What is planned next:

This is the last class of Liftoff, and Paul has made significant progress on his project. He now has a web app built with Rust/Rocket, Tera, Diesel, and Postgres that allows users to:

  • Create Accounts

  • Manage Accounts

  • Create Categories

  • Edit Categories

  • Archive & Unarchive Categories

  • Create Expenses

  • Edit Expenses

  • Delete Expenses

  • Generate Basic Reports

He is proud of what he has accomplished so far. However, being a programmer, and working in technology means always learning. Paul is at an impasse. He can continue working on this project – Expense Tracker - by outlining bugs, chores, or new features defined by user stories. Or, Paul can start working on a new project.

At this point in time, he has a large enough project to talk about in interviews. He can talk about what he learned (Rust, Rocket, Diesel, Request Guards etc), what challenges he overcame (Rust’s standard time library doesn’t support string representations of time, Rust doesn’t have anything in the standard library for encrypting and decrypting passwords, etc), what mistakes he made (not using R2D2 to manage DB calls, not using MVC from the beginning, etc).

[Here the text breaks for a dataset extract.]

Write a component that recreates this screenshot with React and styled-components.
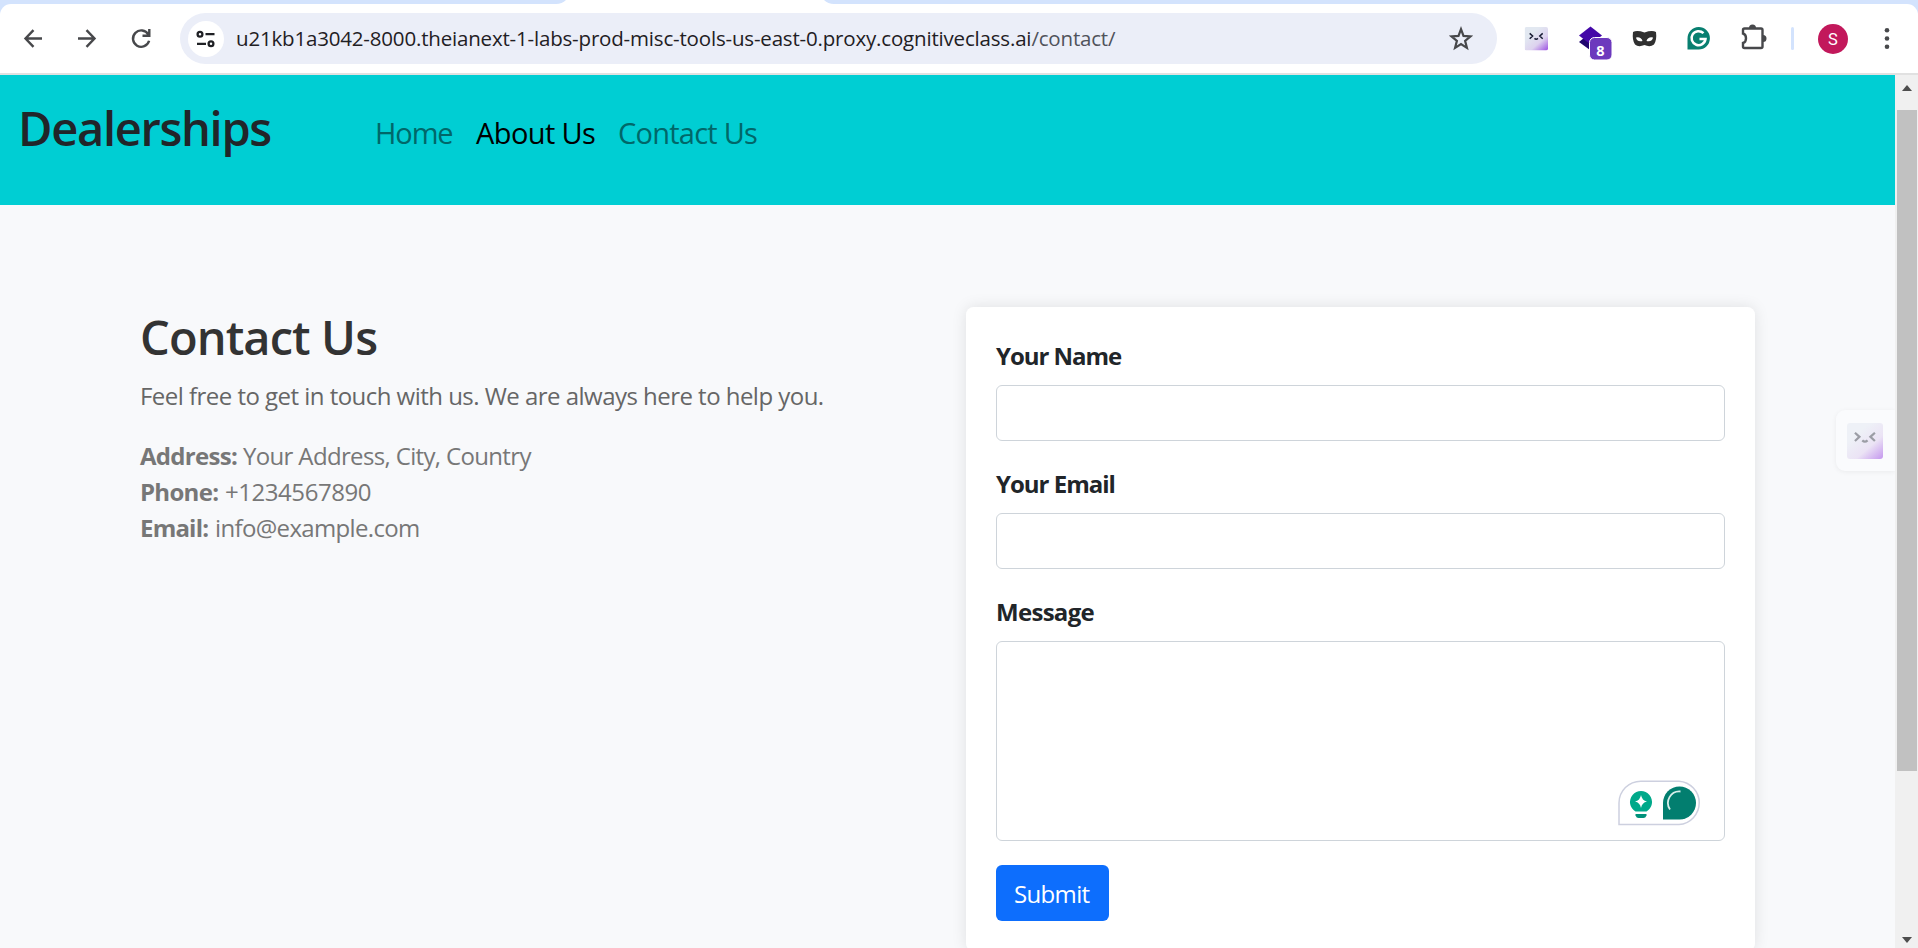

Continuing with this project, Paul would:

  • Deploy his project

  • Build out more reports

  • Allow multiple categories to be tagged to an expense

  • Build out email functionality – reports can be emailed, users can reset passwords via email

  • Redesign the front end

Blockers: Paul’s project can be considered complete. He has a working version that contains all the features he originally aimed to include. His next step would be to deploy his project. He looked into multiple services to host and deploy his project, however he is currently blocked by Rocket. In order for Rocket to run, it uses a nightly build of Rust! You could deploy a nightly build of rust to a server, however it would take Paul a large amount of time to figure everything out. So he is putting deploying his project on hold.